Carvalho diz que já vivenciou com
próprios funcionários o reflexo do vício nas apostas.
“Um funcionário foi demitido porque já
estava devendo até para agiota, que vinha cobrá-lo na porta da loja”, diz.
Outro empregado da rede pediu demissão
para pegar o dinheiro e apostar. “No começo todo mundo ganha, depois que a
pessoa vicia, começam as perdas”, diz.
A pesquisa da Varejo 360 identificou que
86% dos que apostam em jogos online declararam que já ganharam alguma vez.
Para Faro, seguramente, essa é uma das
principais causas das apostas se transformarem em um vício.
O próprio apostador, porém,
praticamente não associa as apostas como um vício e, sim, como diversão.

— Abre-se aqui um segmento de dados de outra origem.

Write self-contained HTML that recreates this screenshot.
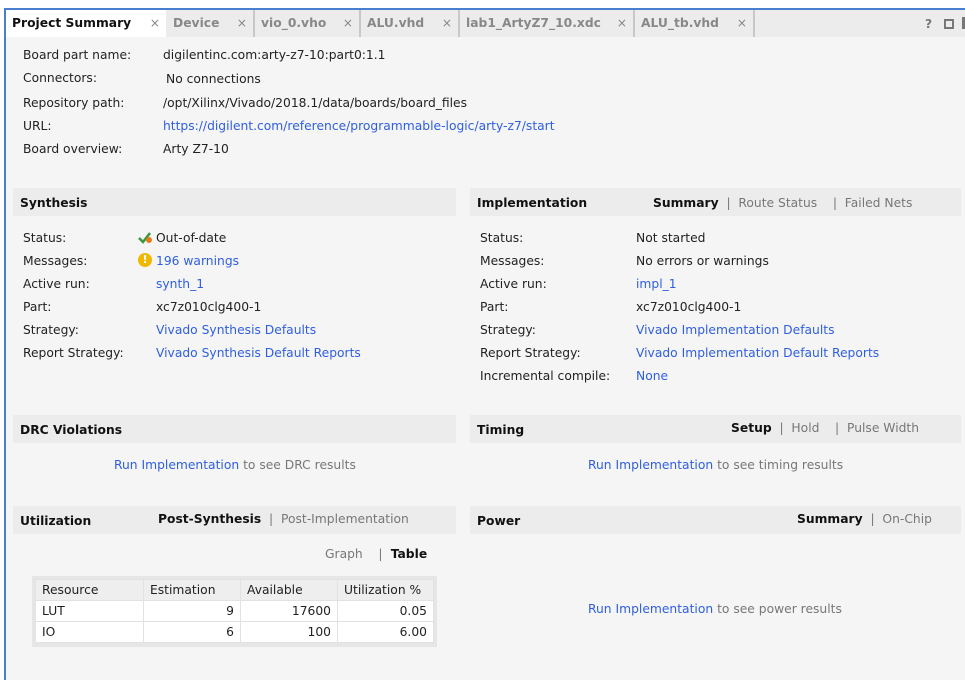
<!DOCTYPE html>
<html><head><style>
*{margin:0;padding:0;box-sizing:border-box}
body{width:965px;height:680px;overflow:hidden;background:#fff;font-family:"DejaVu Sans","Liberation Sans",sans-serif;font-size:12.3px;color:#222;position:relative}
.a{position:absolute;white-space:nowrap;line-height:16px}
.l{color:#2f5fe0}
.g{color:#777}
.b{font-weight:bold;color:#111}
.hd{position:absolute;background:#ececec;height:28px}
.tab{position:absolute;top:10px;height:27px;line-height:27px;font-weight:bold;color:#888;font-size:12.3px;padding-left:6px;border-right:2px solid #c8c8c8}
.tab .x{position:absolute;right:6px;top:0;font-weight:normal;color:#888}
td{border:1px solid #e2e2e2;height:21px;padding:0 6px;background:#fff}
</style></head><body>
<div style="position:absolute;left:4px;top:8px;width:961px;height:672px;background:#f5f5f5;border-left:2px solid #4a7fd0;border-top:2px solid #4a7fd0"></div>
<div style="position:absolute;left:6px;top:10px;width:959px;height:27px;background:#ececec"></div>
<div class="tab" style="left:6px;width:160px;background:#fff;color:#111;border-right:none">Project Summary<span class="x">×</span></div>
<div class="tab" style="left:167px;width:88px">Device<span class="x">×</span></div>
<div class="tab" style="left:255px;width:106px">vio_0.vho<span class="x">×</span></div>
<div class="tab" style="left:361px;width:99px">ALU.vhd<span class="x">×</span></div>
<div class="tab" style="left:460px;width:175px">lab1_ArtyZ7_10.xdc<span class="x">×</span></div>
<div class="tab" style="left:635px;width:120px">ALU_tb.vhd<span class="x">×</span></div>
<div class="a" style="left:925px;top:16px;color:#777;font-weight:bold">?</div>
<div style="position:absolute;left:944px;top:19px;width:10px;height:10px;border:2px solid #777"></div>
<div style="position:absolute;left:962px;top:17px;width:3px;height:12px;background:#777"></div>

<div class="a" style="left:23px;top:47px">Board part name:</div><div class="a" style="left:163px;top:47px">digilentinc.com:arty-z7-10:part0:1.1</div>
<div class="a" style="left:23px;top:70px">Connectors:</div><div class="a" style="left:166px;top:71px">No connections</div>
<div class="a" style="left:23px;top:95px">Repository path:</div><div class="a" style="left:163px;top:95px">/opt/Xilinx/Vivado/2018.1/data/boards/board_files</div>
<div class="a" style="left:23px;top:118px">URL:</div><div class="a l" style="left:163px;top:118px">https://digilent.com/reference/programmable-logic/arty-z7/start</div>
<div class="a" style="left:23px;top:141px">Board overview:</div><div class="a" style="left:163px;top:141px">Arty Z7-10</div>

<div class="hd" style="left:13px;top:188px;width:443px"></div>
<div class="a b" style="left:20px;top:195px">Synthesis</div>
<div class="hd" style="left:470px;top:188px;width:491px"></div>
<div class="a b" style="left:477px;top:195px">Implementation</div>
<div class="a" style="left:653px;top:195px"><span class="b">Summary</span> <span class="g">&nbsp;|&nbsp; Route Status &nbsp;&nbsp; | &nbsp;Failed Nets</span></div>

<div class="a" style="left:23px;top:230px">Status:</div>
<svg style="position:absolute;left:138px;top:231px" width="15" height="14"><path d="M1 7 L5 11 L12 2" stroke="#3a9a3a" stroke-width="2.5" fill="none"/><circle cx="11" cy="9" r="3" fill="#e87a1a"/></svg>
<div class="a" style="left:156px;top:230px">Out-of-date</div>
<div class="a" style="left:23px;top:253px">Messages:</div>
<div style="position:absolute;left:138px;top:253px;width:14px;height:14px;border-radius:50%;background:#f0b800;color:#fff;font-weight:bold;font-size:11px;line-height:14px;text-align:center">!</div>
<div class="a l" style="left:156px;top:253px">196 warnings</div>
<div class="a" style="left:23px;top:276px">Active run:</div><div class="a l" style="left:156px;top:276px">synth_1</div>
<div class="a" style="left:23px;top:299px">Part:</div><div class="a" style="left:156px;top:299px">xc7z010clg400-1</div>
<div class="a" style="left:23px;top:322px">Strategy:</div><div class="a l" style="left:156px;top:322px">Vivado Synthesis Defaults</div>
<div class="a" style="left:23px;top:345px">Report Strategy:</div><div class="a l" style="left:156px;top:345px">Vivado Synthesis Default Reports</div>

<div class="a" style="left:480px;top:230px">Status:</div><div class="a" style="left:636px;top:230px">Not started</div>
<div class="a" style="left:480px;top:253px">Messages:</div><div class="a" style="left:636px;top:253px">No errors or warnings</div>
<div class="a" style="left:480px;top:276px">Active run:</div><div class="a l" style="left:636px;top:276px">impl_1</div>
<div class="a" style="left:480px;top:299px">Part:</div><div class="a" style="left:636px;top:299px">xc7z010clg400-1</div>
<div class="a" style="left:480px;top:322px">Strategy:</div><div class="a l" style="left:636px;top:322px">Vivado Implementation Defaults</div>
<div class="a" style="left:480px;top:345px">Report Strategy:</div><div class="a l" style="left:636px;top:345px">Vivado Implementation Default Reports</div>
<div class="a" style="left:480px;top:368px">Incremental compile:</div><div class="a l" style="left:636px;top:368px">None</div>

<div class="hd" style="left:13px;top:415px;width:443px"></div>
<div class="a b" style="left:20px;top:422px">DRC Violations</div>
<div class="a" style="left:114px;top:457px"><span class="l">Run Implementation</span> <span class="g">to see DRC results</span></div>
<div class="hd" style="left:470px;top:415px;width:491px"></div>
<div class="a b" style="left:477px;top:422px">Timing</div>
<div class="a" style="left:731px;top:420px"><span class="b">Setup</span> <span class="g">&nbsp;| &nbsp;Hold &nbsp;&nbsp; | &nbsp;Pulse Width</span></div>
<div class="a" style="left:588px;top:457px"><span class="l">Run Implementation</span> <span class="g">to see timing results</span></div>

<div class="hd" style="left:13px;top:506px;width:443px"></div>
<div class="a b" style="left:20px;top:513px">Utilization</div>
<div class="a" style="left:158px;top:511px"><span class="b">Post-Synthesis</span> <span class="g">&nbsp;| &nbsp;Post-Implementation</span></div>
<div class="hd" style="left:470px;top:506px;width:491px"></div>
<div class="a b" style="left:477px;top:513px">Power</div>
<div class="a" style="left:797px;top:511px"><span class="b">Summary</span> <span class="g">&nbsp;| &nbsp;On-Chip</span></div>
<div class="a" style="left:325px;top:546px"><span class="g">Graph &nbsp;&nbsp; | </span><span class="b">&nbsp;Table</span></div>
<div class="a" style="left:588px;top:601px"><span class="l">Run Implementation</span> <span class="g">to see power results</span></div>

<div style="position:absolute;left:32px;top:576px;width:405px;height:71px;background:#e6e6e6;padding:3px">
<table style="border-collapse:collapse;width:399px;font-size:12.3px">
<tr><td style="background:#eeeeee;width:108px">Resource</td><td style="background:#eeeeee;width:97px">Estimation</td><td style="background:#eeeeee;width:97px">Available</td><td style="background:#eeeeee">Utilization %</td></tr>
<tr><td>LUT</td><td style="text-align:right">9</td><td style="text-align:right">17600</td><td style="text-align:right">0.05</td></tr>
<tr><td>IO</td><td style="text-align:right">6</td><td style="text-align:right">100</td><td style="text-align:right">6.00</td></tr>
</table></div>
</body></html>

Neste tópico, a pergunta da pesquisa
foi a seguinte: quais dessas palavras refletem mais adequadamente a sua
necessidade de realizar apostas online?
Diversão foi a mais citada, com 47%.
Outras palavras foram: esperança (44%), ambição (21%), emoção (19%), vício
(13%), alegria (11%), euforia (10%) e desespero (9%).
“Essas palavras escolhidas por parte
dos apostadores refletem que já existem alguns sinais de reconhecimento de que
as apostas podem estar saindo do seu próprio controle”, diz Faro.
Outro ponto que demonstra um sentimento
do impacto do vício: 37% dos apostadores de bets e 39% dos de jogos de azar
online disseram ser favoráveis à proibição.
“Com base na pesquisa, podemos afirmar
que o Brasil vive uma epidemia deste tipo de aposta e que as consequências para
o país, para a sociedade e para a economia, infelizmente, além de incertas, não
são otimistas sobre qualquer ângulo que este problema seja analisado”, diz
Faro.
A pesquisa também revelou que a
sociedade está dividia entre proibir (47%) e permitir (53%) as apostas no país.
REGRAS
No final de 2023, a Lei 14.790, que
regulamenta o mercado de apostas esportivas e jogos online no país, estabeleceu
uma taxa de 12% sobre o faturamento das bets.
As empresas podem ficar com 88% do
faturamento bruto para o custeio da atividade.
Dos 12%, 2% serão destinados à
Contribuição para a Seguridade Social e 10%, divididos entre as áreas de
educação, saúde, turismo, segurança pública e esporte.
Cerca de 100 empresas, que terão de
pagar R$ 30 milhões à União para funcionar por três anos, já estão cadastradas
para explorar este mercado.
Em maio, a Secretaria de Prêmios e Apostas do Ministério da Fazenda, criada no início deste ano, publicou uma portaria para que as plataformas de apostas online possam atuar no país. As regras valem a partir de janeiro de 2025.